Site icon Art21 Magazine

Looking at Los Angeles | Ladies of Old School L.A.

 

Woody Harrelson as dirty cop Dan Brown in "Rampart" (2011)

Rampart, an “L.A. Noir” set for limited release the day before Thanksgiving, is a relentless film with a hero who’s impossible to love but a narrative thrust that forces you to root for him anyway. I saw it last weekend at Grauman’s Chinese Theater, as part of the American Film Institute’s annual festival, and left thinking not that it was a good film but rather that was riskily aggressive in the way it offered no way out of its protagonist’s bigotry.

Woody Harrelson plays a dirty cop in the Rampart police district, who just gets dirtier and dirtier as the film progresses, to the point of absurdity. The only people who give a damn about him are women, mainly the two sisters who live with him–or, rather, live in the main house in front of his backhouse. He’s been married to both of the sisters and has a daughter by each. It’s a very Old Testament scenario, like Leah and Rachel with Isaac, though it seems impressively progressive sometimes too. Then there’s the lawyer he meets, played by Robin Wright, a smart, driven woman whose role in the film is basically to be there when Harrelson’s cop needs to lose himself in either passion or paranoia. The sister ex-wives seem smart and interesting too, probably more so than their former husband. But throughout the film, they just provide a backdrop for his dysfunction.

Frank J. Thomas, photograph of Irving Blum, John Coplans, and Shirley Nielson Hopps. Courtesy Pasadena Museum of California Art.

I thought of Rampart when, a few nights later, I read this line in Hunter Drohojowska-Philp’s Rebels in Paradise, a non-fiction, art historical L.A. Noir published earlier this year: “the two blondes went to Western Costume in Hollywood and rented lace bodices and short skirts” to attend the black-tie Marcel Duchamp opening at the Pasadena Art Museum. The “two blonds” were Gloria Nielson Bell and Shirley Nielson Hopps, the former soon to marry L.A. artist Larry Bell and the latter already married to Ferus Gallery founder and Pasadena Art Museum curator Walter Hopps. Shirley Nielson would eventually divorce Hopps and marry Irving Blum, Ferus’ co-owner–quite the scandal–but only after Hopps’s neuroses and haphazardness (and, probably, his love affairs) had worn her down and after she’d used much of her income as an art history instructor and all her spare time keeping his now-seminal art-world-making efforts afloat. But on page 84 of Rebels in Paradise, she’s just a blond in a bodice. “They both looked so cute,” remembered Larry Bell.

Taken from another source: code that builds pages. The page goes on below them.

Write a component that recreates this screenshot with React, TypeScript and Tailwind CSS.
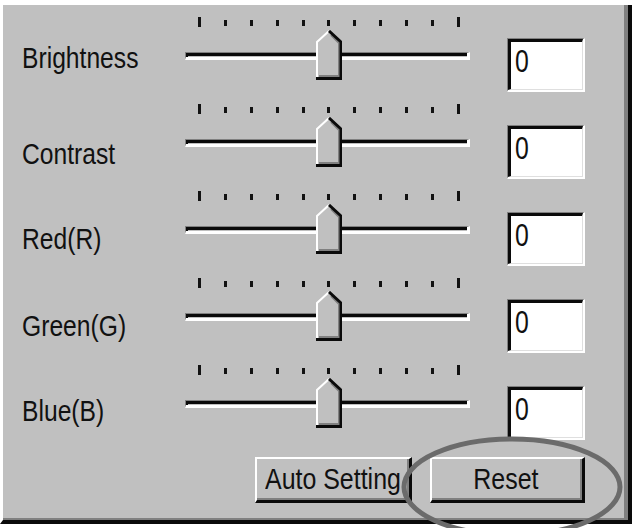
import React from "react";

const rows = [
  { name: "Brightness", mt: "mt-[24px]" },
  { name: "Contrast", mt: "mt-[33px]" },
  { name: "Red(R)", mt: "mt-[31px]" },
  { name: "Green(G)", mt: "mt-[31px]" },
  { name: "Blue(B)", mt: "mt-[29px]" },
];

const font = { fontFamily: '"Liberation Sans", Arial, sans-serif' };

function Ticks() {
  return (
    <div className="ml-[13px] flex h-[10px] w-[262px] items-end justify-between">
      {Array.from({ length: 11 }).map((_, i) => (
        <div
          key={i}
          className={
            i === 0 || i === 10
              ? "h-[10px] w-[3px] bg-[#121212]"
              : "mb-[1px] h-[6px] w-[3px] bg-[#121212]"
          }
        />
      ))}
    </div>
  );
}

function Thumb() {
  return (
    <svg
      className="absolute left-[131px] top-[13px]"
      width="26"
      height="50"
      viewBox="0 0 26 50"
    >
      <polygon points="13,1 1,12 1,49 25,49 25,12" fill="#c0c0c0" />
      <polyline points="1,48 1,12 13,1" fill="none" stroke="#ffffff" strokeWidth="2" />
      <polyline points="15,5 23,13 23,46 3,46" fill="none" stroke="#808080" strokeWidth="2" />
      <polyline points="13,1 25,12 25,48.5 0,48.5" fill="none" stroke="#0a0a0a" strokeWidth="3" />
    </svg>
  );
}

function Slider() {
  return (
    <div className="relative h-[87px] w-[285px] shrink-0">
      <Ticks />
      <div className="mt-[25px] h-[8px] w-[285px] border-t border-l border-t-[#808080] border-l-[#808080] border-b-[3px] border-r-[3px] border-b-white border-r-white">
        <div className="h-full w-full border-t-[3px] border-l-[2px] border-t-[#0a0a0a] border-l-[#0a0a0a]" />
      </div>
      <Thumb />
    </div>
  );
}

function ValueBox() {
  return (
    <div className="ml-[37px] mt-[21px] h-[54px] w-[78px] shrink-0 border-t border-l border-t-[#808080] border-l-[#808080] border-b-2 border-r-2 border-b-white border-r-white">
      <div className="h-full w-full border-t-[3px] border-l-[3px] border-t-[#0a0a0a] border-l-[#0a0a0a] border-b border-r border-b-[#dfdfdf] border-r-[#dfdfdf] bg-white pl-[4px] pt-[3px] text-[31px] leading-[34px] text-[#111]">
        <span className="inline-block origin-left scale-x-[0.8]">0</span>
      </div>
    </div>
  );
}

function Button({ label, w, center }: { label: string; w: string; center?: boolean }) {
  return (
    <div
      className={`h-[46px] ${w} border-t-2 border-l-2 border-t-white border-l-white border-b-[3px] border-r-[3px] border-b-[#0a0a0a] border-r-[#0a0a0a]`}
    >
      <div
        className={`flex h-full w-full items-center overflow-hidden whitespace-nowrap border-b-2 border-r-2 border-b-[#808080] border-r-[#808080] bg-[#c0c0c0] text-[29px] leading-[34px] text-[#111] ${
          center ? "justify-center" : "justify-start pl-[8px]"
        }`}
      >
        <span className={`inline-block scale-x-[0.86] ${center ? "origin-center" : "origin-left"}`}>{label}</span>
      </div>
    </div>
  );
}

export default function App() {
  return (
    <div className="relative h-[528px] w-[632px] overflow-hidden bg-white pt-[5px]" style={font}>
      <div className="h-[519px] w-[632px] border-l-[3px] border-l-white border-b-4 border-r-4 border-b-[#0a0a0a] border-r-[#0a0a0a]">
        <div className="h-full w-full border-b-2 border-r-4 border-b-[#808080] border-r-[#808080] bg-[#c0c0c0] pl-[19px] pt-[12px]">
          {rows.map((r) => (
            <div key={r.name} className="flex h-[87px]">
              <div className={`${r.mt} w-[163px] shrink-0 whitespace-nowrap text-[29px] leading-[34px] text-[#111]`}>
                <span className="inline-block origin-left scale-x-[0.85]">{r.name}</span>
              </div>
              <Slider />
              <ValueBox />
            </div>
          ))}
          <div className="ml-[233px] mt-[5px] flex gap-[18px]">
            <Button label="Auto Setting" w="w-[157px]" />
            <Button label="Reset" w="w-[155px]" center />
          </div>
        </div>
      </div>
      <svg className="pointer-events-none absolute left-0 top-0" width="632" height="528" viewBox="0 0 632 528">
        <ellipse cx="512" cy="487" rx="108" ry="48" fill="none" stroke="#6b6b6b" strokeWidth="5" />
      </svg>
    </div>
  );
}
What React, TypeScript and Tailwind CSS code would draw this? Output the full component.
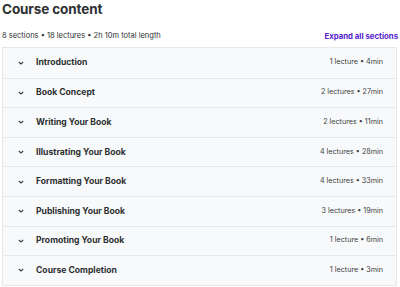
import React from "react";

const sections = [
  ["Introduction", "1 lecture • 4min"],
  ["Book Concept", "2 lectures • 27min"],
  ["Writing Your Book", "2 lectures • 11min"],
  ["Illustrating Your Book", "4 lectures • 28min"],
  ["Formatting Your Book", "4 lectures • 33min"],
  ["Publishing Your Book", "3 lectures • 19min"],
  ["Promoting Your Book", "1 lecture • 6min"],
  ["Course Completion", "1 lecture • 3min"],
];

function Chevron() {
  return (
    <svg width="8" height="8" viewBox="0 0 8 8" className="shrink-0">
      <path d="M1.8 3 L4 5 L6.2 3" fill="none" stroke="#3d3f41" strokeWidth="1.1" />
    </svg>
  );
}

export default function App() {
  return (
    <div className="w-[400px] h-[287px] bg-white overflow-hidden pl-[2px] pr-[3px] text-[#2d2f31]" style={{ fontFamily: "Inter, 'Liberation Sans', sans-serif" }}>
      <div className="text-[13.5px] font-bold leading-[16px] pt-[1px] tracking-[-0.1px]">Course content</div>
      <div className="flex items-center justify-between mt-[13px] mr-[-3px] h-[12px]">
        <span className="text-[7.5px] leading-[12px] text-[#2d2f31]">8 sections • 18 lectures • 2h 10m total length</span>
        <span className="text-[7.8px] leading-[12px] font-bold text-[#5624d0] mr-[2px]">Expand all sections</span>
      </div>
      <div className="mt-[5px] border border-[#e5e7eb] bg-[#f7f9fa]">
        {sections.map(([t, m], i) => (
          <div key={t} className={`flex items-center h-[29.6px] pl-[14px] pr-[13px] ${i > 0 ? "border-t border-[#e8e9eb]" : ""}`}>
            <Chevron />
            <span className="ml-[11px] text-[8.6px] font-bold text-[#2d2f31]">{t}</span>
            <span className="ml-auto text-[7.2px] text-[#3d3f41]">{m}</span>
          </div>
        ))}
      </div>
    </div>
  );
}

Variety of cheese stuffed into thirty-seven suitcases. Image courtesy of Eugenia P. Butler Estate, © Eugenia P. Butler Estate

I’ve never really seen Shirley Nielson given her due, not in this book or in the film The Cool School, about the Ferus gallery crew, which included Ed Ruscha, Robert Irwin, Craig Kaufmann, a lot of the “big names” associated with SoCal pop and fetish finish. And so far not in any catalogues or literature for Pacific Standard Time (PST), the current region-wide initiative to celebrate SoCal’s art history. That said, there’s a great show up until Thanksgiving in–of course–one of the smallest galleries participating in PST, Sam Francis Gallery on the second floor of Crossroads School in Santa Monica. Called She Accepts the Proposition, it features risky work shown in woman-run galleries in the late 1960s through the 1970s.

Rather than historical photos and artifacts, the exhibition thankfully shows actual art by the mostly male conceptualists exhibited by these women, who included Eugenia Butler, Claire Copley, Constance Lewallen, Riko Mizuno and Morgan Thomas. Artists like William Leavitt, Daniel Buren, Jack Goldstein and Lawrence Weiner were not easy to sell at that point, and none of the galleries referenced in She Accepts had much if any financial success.

Malcolm Lubliner, 1968 photo of Eugenia Butler speaking with Elise Grinstein at a dinner party for Roy Lichtenstein, held at collector Betty Asher's home.

There’s another opening in January too, called Perpetual Conceptual, organized by the nonprofit Los Angeles Nomadic Division that will just focus on Eugenia Butler, the artist-gallerist who showed a William Leavitt sound piece in the 1960s and offered German Dieter Roth his first U.S. exhibition, which he filled with thirty-seven suitcases of unwrapped cheeses. Like the one at Crossroads, this exhibition will be relatively small, but still the best kind of revisionist history, in which a woman plays the right kind of supporting role.